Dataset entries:
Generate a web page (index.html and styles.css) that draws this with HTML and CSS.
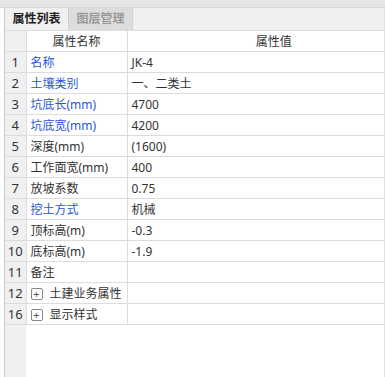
FILE: index.html
```html
<!DOCTYPE html>
<html lang="zh-CN">
  <head>
    <meta charset="UTF-8" />
    <title>属性列表</title>
    <link rel="stylesheet" href="styles.css">
  </head>
  <body>
    <div class="topbar"></div>
    <section class="panel">
      <nav class="tabs">
        <span class="tab active">属性列表</span>
        <span class="tab">图层管理</span>
      </nav>
      <div class="grid-wrap">
        <table class="props">
          <colgroup>
            <col class="c-idx">
            <col class="c-name">
            <col class="c-val">
          </colgroup>
          <thead>
            <tr>
              <th class="idx"></th>
              <th>属性名称</th>
              <th class="val-head">属性值</th>
            </tr>
          </thead>
          <tbody>
            <tr><td class="idx">1</td><td class="name link">名称</td><td>JK-4</td></tr>
            <tr><td class="idx">2</td><td class="name link">土壤类别</td><td>一、二类土</td></tr>
            <tr><td class="idx">3</td><td class="name link">坑底长(mm)</td><td>4700</td></tr>
            <tr><td class="idx">4</td><td class="name link">坑底宽(mm)</td><td>4200</td></tr>
            <tr><td class="idx">5</td><td class="name">深度(mm)</td><td>(1600)</td></tr>
            <tr><td class="idx">6</td><td class="name">工作面宽(mm)</td><td>400</td></tr>
            <tr><td class="idx">7</td><td class="name">放坡系数</td><td>0.75</td></tr>
            <tr><td class="idx">8</td><td class="name link">挖土方式</td><td>机械</td></tr>
            <tr><td class="idx">9</td><td class="name">顶标高(m)</td><td>-0.3</td></tr>
            <tr><td class="idx">10</td><td class="name">底标高(m)</td><td>-1.9</td></tr>
            <tr><td class="idx">11</td><td class="name">备注</td><td></td></tr>
            <tr><td class="idx">12</td><td class="name"><span class="plus">+</span>土建业务属性</td><td></td></tr>
            <tr><td class="idx">16</td><td class="name"><span class="plus">+</span>显示样式</td><td></td></tr>
          </tbody>
        </table>
        <div class="filler"></div>
      </div>
    </section>
  </body>
</html>
```

FILE: styles.css
```css
html,
body {
  margin: 0;
  padding: 0;
  height: 100%;
  overflow: hidden;
}

body {
  font-family: "Noto Sans", "Noto Sans CJK SC", sans-serif;
  font-size: 12px;
  color: #333;
  background: #fff;
  display: flex;
  flex-direction: column;
}

.topbar {
  height: 7px;
  background: #e6e6e6;
  border-bottom: 1px solid #d6d6d6;
}

.panel {
  flex: 1;
  display: flex;
  flex-direction: column;
  margin-left: 4px;
  border-left: 1px solid #c8c8c8;
  border-right: 1px solid #e2e2e2;
}

.tabs {
  display: flex;
  height: 22px;
  background: #f0f0f0;
}

.tab {
  width: 63px;
  border-right: 1px solid #d0d0d0;
  text-align: center;
  line-height: 22px;
  font-size: 12px;
  font-weight: bold;
  color: #999;
  background: #dddddd;
}

.tab.active {
  color: #222;
  background: #f0f0f0;
}

.grid-wrap {
  flex: 1;
  display: flex;
  flex-direction: column;
  background: linear-gradient(to right, #f0f0f0 21px, #fff 21px);
}

.props {
  border-collapse: collapse;
  table-layout: fixed;
  width: 100%;
  background: #fff;
}

.c-idx {
  width: 21px;
}

.c-name {
  width: 101px;
}

.props th,
.props td {
  height: 20px;
  padding: 0 0 0 4px;
  border-top: 1px solid #dcdcdc;
  border-left: 1px solid #dcdcdc;
  white-space: nowrap;
  overflow: hidden;
  text-align: left;
  font-weight: normal;
}

.props th {
  text-align: center;
  padding: 0;
}

.props .val-head {
  padding-left: 36px;
}

.props tbody tr:last-child td {
  border-bottom: 1px solid #dcdcdc;
}

.props .idx {
  background: #f0f0f0;
  border-left: none;
  text-align: center;
  padding: 0;
  font-size: 13px;
}

.link {
  color: #2b55d4;
}

.plus {
  display: inline-block;
  width: 10px;
  height: 10px;
  line-height: 9px;
  margin: 0 7px 0 0;
  border: 1px solid #888;
  border-radius: 2px;
  font-size: 11px;
  text-align: center;
  color: #555;
  vertical-align: 0;
}

.filler {
  flex: 1;
}
```
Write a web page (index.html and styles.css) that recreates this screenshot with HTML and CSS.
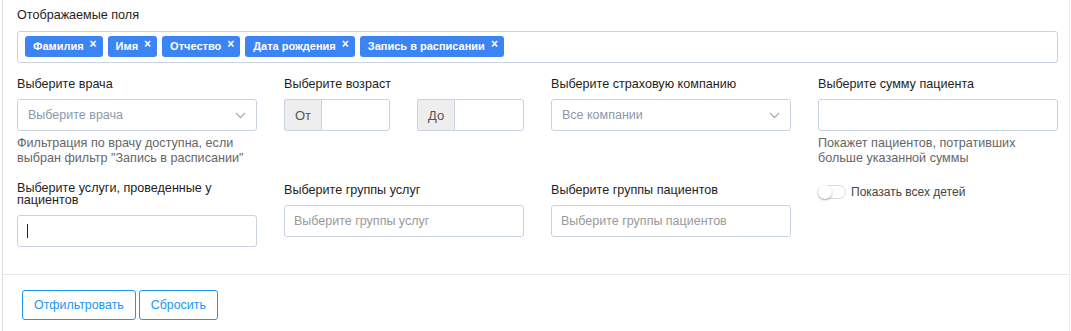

OBJECTIVE: Repeat the material above verbatim. Leave the pictures behind.

TASK OUTPUT:
Generate a web page (index.html and styles.css) that draws this with HTML and CSS.
FILE: index.html
```html
<!DOCTYPE html>
<html lang="zh-CN">
  <head>
    <meta charset="UTF-8" />
    <title>属性列表</title>
    <link rel="stylesheet" href="styles.css">
  </head>
  <body>
    <div class="topbar"></div>
    <section class="panel">
      <nav class="tabs">
        <span class="tab active">属性列表</span>
        <span class="tab">图层管理</span>
      </nav>
      <div class="grid-wrap">
        <table class="props">
          <colgroup>
            <col class="c-idx">
            <col class="c-name">
            <col class="c-val">
          </colgroup>
          <thead>
            <tr>
              <th class="idx"></th>
              <th>属性名称</th>
              <th class="val-head">属性值</th>
            </tr>
          </thead>
          <tbody>
            <tr><td class="idx">1</td><td class="name link">名称</td><td>JK-4</td></tr>
            <tr><td class="idx">2</td><td class="name link">土壤类别</td><td>一、二类土</td></tr>
            <tr><td class="idx">3</td><td class="name link">坑底长(mm)</td><td>4700</td></tr>
            <tr><td class="idx">4</td><td class="name link">坑底宽(mm)</td><td>4200</td></tr>
            <tr><td class="idx">5</td><td class="name">深度(mm)</td><td>(1600)</td></tr>
            <tr><td class="idx">6</td><td class="name">工作面宽(mm)</td><td>400</td></tr>
            <tr><td class="idx">7</td><td class="name">放坡系数</td><td>0.75</td></tr>
            <tr><td class="idx">8</td><td class="name link">挖土方式</td><td>机械</td></tr>
            <tr><td class="idx">9</td><td class="name">顶标高(m)</td><td>-0.3</td></tr>
            <tr><td class="idx">10</td><td class="name">底标高(m)</td><td>-1.9</td></tr>
            <tr><td class="idx">11</td><td class="name">备注</td><td></td></tr>
            <tr><td class="idx">12</td><td class="name"><span class="plus">+</span>土建业务属性</td><td></td></tr>
            <tr><td class="idx">16</td><td class="name"><span class="plus">+</span>显示样式</td><td></td></tr>
          </tbody>
        </table>
        <div class="filler"></div>
      </div>
    </section>
  </body>
</html>
```

FILE: styles.css
```css
html,
body {
  margin: 0;
  padding: 0;
  height: 100%;
  overflow: hidden;
}

body {
  font-family: "Noto Sans", "Noto Sans CJK SC", sans-serif;
  font-size: 12px;
  color: #333;
  background: #fff;
  display: flex;
  flex-direction: column;
}

.topbar {
  height: 7px;
  background: #e6e6e6;
  border-bottom: 1px solid #d6d6d6;
}

.panel {
  flex: 1;
  display: flex;
  flex-direction: column;
  margin-left: 4px;
  border-left: 1px solid #c8c8c8;
  border-right: 1px solid #e2e2e2;
}

.tabs {
  display: flex;
  height: 22px;
  background: #f0f0f0;
}

.tab {
  width: 63px;
  border-right: 1px solid #d0d0d0;
  text-align: center;
  line-height: 22px;
  font-size: 12px;
  font-weight: bold;
  color: #999;
  background: #dddddd;
}

.tab.active {
  color: #222;
  background: #f0f0f0;
}

.grid-wrap {
  flex: 1;
  display: flex;
  flex-direction: column;
  background: linear-gradient(to right, #f0f0f0 21px, #fff 21px);
}

.props {
  border-collapse: collapse;
  table-layout: fixed;
  width: 100%;
  background: #fff;
}

.c-idx {
  width: 21px;
}

.c-name {
  width: 101px;
}

.props th,
.props td {
  height: 20px;
  padding: 0 0 0 4px;
  border-top: 1px solid #dcdcdc;
  border-left: 1px solid #dcdcdc;
  white-space: nowrap;
  overflow: hidden;
  text-align: left;
  font-weight: normal;
}

.props th {
  text-align: center;
  padding: 0;
}

.props .val-head {
  padding-left: 36px;
}

.props tbody tr:last-child td {
  border-bottom: 1px solid #dcdcdc;
}

.props .idx {
  background: #f0f0f0;
  border-left: none;
  text-align: center;
  padding: 0;
  font-size: 13px;
}

.link {
  color: #2b55d4;
}

.plus {
  display: inline-block;
  width: 10px;
  height: 10px;
  line-height: 9px;
  margin: 0 7px 0 0;
  border: 1px solid #888;
  border-radius: 2px;
  font-size: 11px;
  text-align: center;
  color: #555;
  vertical-align: 0;
}

.filler {
  flex: 1;
}
```
Write a web page (index.html and styles.css) that recreates this screenshot with HTML and CSS.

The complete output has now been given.